Unternehmen dürfen nicht nur auf die Politik warten, sondern müssen auch vor der eigenen Türe kehren. Gerade wir Mittelständler wollen schnellstmöglich zurück zu effektiven Wertschöpfungsverbünden und Lieferketten. Grundsätzlich steht in der Krise auch die Zusammenarbeit von Unternehmen unter Druck. Allerdings sind doch gerade ausdifferenzierte Branchen- und Unternehmensstrukturen sowie verlässliche, faire und belastbare Wertschöpfungsverbünde ein Garant für dynamische Wettbewerbsvorteile. Cluster und Netzwerkstrukturen, die steter Überprüfung und dynamischer Veränderung standhalten, haben besondere Bedeutung. Sie helfen, Kompetenzbündel und Synergien entwickeln zu können – und das schafft wertvolle Wettbewerbsvorsprünge.

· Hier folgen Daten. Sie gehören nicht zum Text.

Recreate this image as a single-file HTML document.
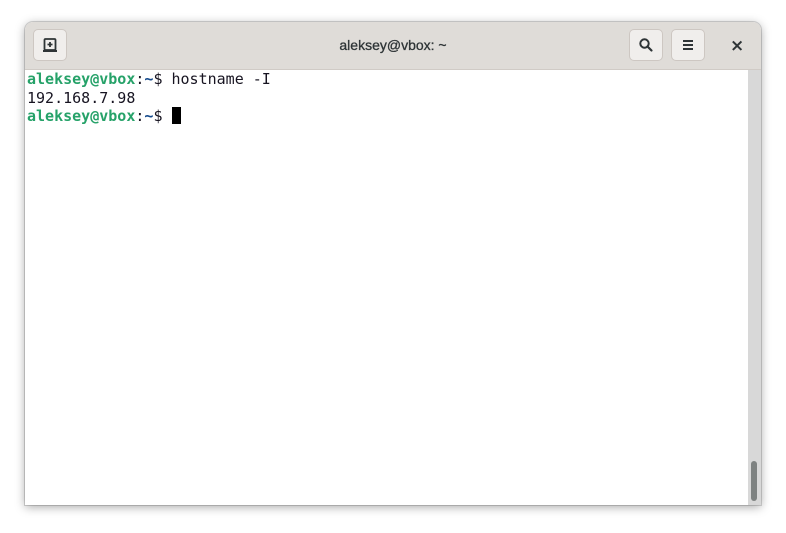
<!DOCTYPE html>
<html><head><meta charset="utf-8"><style>
html,body{margin:0;padding:0;width:786px;height:533px;background:#fff;overflow:hidden}
.win{position:absolute;left:25px;top:22px;width:736px;height:483px;border-radius:8px 8px 0 0;box-shadow:0 2px 10px rgba(0,0,0,.35),0 0 0 1px rgba(0,0,0,.15);overflow:hidden;background:#fff}
.hdr{position:absolute;left:0;top:0;width:736px;height:47px;background:#dfdcd8;border-bottom:1px solid #d0cbc6}
.title{position:absolute;left:0;right:0;top:15px;text-align:center;font:14px "Liberation Sans",sans-serif;color:#2e3436;-webkit-text-stroke:0.3px #2e3436}
.btn{position:absolute;top:7px;width:34px;height:32px;border-radius:5px;background:#f0eeec;border:1px solid #cdc7c2;box-sizing:border-box;display:flex;align-items:center;justify-content:center}
.x{position:absolute;left:705px;top:14px;font:bold 17px "DejaVu Sans",sans-serif;color:#2e3436}
.term{position:absolute;left:2px;top:48px;font:15px/18.5px "DejaVu Sans Mono","Liberation Mono",monospace;color:#171421;white-space:pre}
.g{color:#26a269;font-weight:bold}.b{color:#12488b;font-weight:bold}
.cur{display:inline-block;width:9px;height:17px;background:#000;vertical-align:-3px}
.sb{position:absolute;left:723px;top:48px;width:13px;height:435px;background:#d8d8d8}
.th{position:absolute;left:3px;top:391px;width:6px;height:40px;border-radius:3px;background:#7e8281}
</style></head><body>
<div class="win">
<div class="hdr">
<div class="btn" style="left:8px"><svg width="16" height="16" viewBox="0 0 16 16"><rect x="2.5" y="2" width="11" height="11" rx="1" fill="none" stroke="#2e3436" stroke-width="1.8"/><path d="M1 14h14" stroke="#2e3436" stroke-width="2"/><path d="M8 5v5M5.5 7.5h5" stroke="#2e3436" stroke-width="1.8"/></svg></div>
<div class="title">aleksey@vbox: ~</div>
<div class="btn" style="left:604px"><svg width="16" height="16" viewBox="0 0 16 16"><circle cx="6.5" cy="6.5" r="4.2" fill="none" stroke="#2e3436" stroke-width="2"/><path d="M9.5 9.5l4 4" stroke="#2e3436" stroke-width="2.2" stroke-linecap="round"/></svg></div>
<div class="btn" style="left:646px"><svg width="16" height="16" viewBox="0 0 16 16"><path d="M3 4h10M3 8h10M3 12h10" stroke="#2e3436" stroke-width="2"/></svg></div>
<div class="x">×</div>
</div>
<div class="term"><span class="g">aleksey@vbox</span>:<span class="b">~</span>$ hostname -I
192.168.7.98
<span class="g">aleksey@vbox</span>:<span class="b">~</span>$ <span class="cur"></span></div>
<div class="sb"><div class="th"></div></div>
</div>
</body></html>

Zu hören ist schon seit längerem, dass Unternehmen bestellte Waren verweigern, Abrufplanungen nicht rechtzeitig anpassen, Zahlungsziele strecken, Finanzierungssysteme hinterfragen oder begonnene Neuprojekte verzögern. Das sind alles Verhaltensweisen, die für mittelständische Familienunternehmen schnell existenzielle Fragen aufwerfen können. Knapp 60 Prozent der Befragten sehen das Verhalten ihrer Kunden stark bis sehr stark hinderlich für den Wiederhochlauf des Unternehmens. Hier schlummert Potenzial zur schnelleren Überwindung der Corona-Krise.
Fairness üben und sich auf erfolgreiche Zusammenarbeit als ehrbare Kaufleute besinnen – diese Verantwortung können wir ganz ohne staatliches Zutun übernehmen. Am Ende sind wir nur gemeinsam wettbewerbsfähig auf den internationalen Märkten. Das galt vor der Krise, das gilt in der Krise, und das wird auch danach gelten.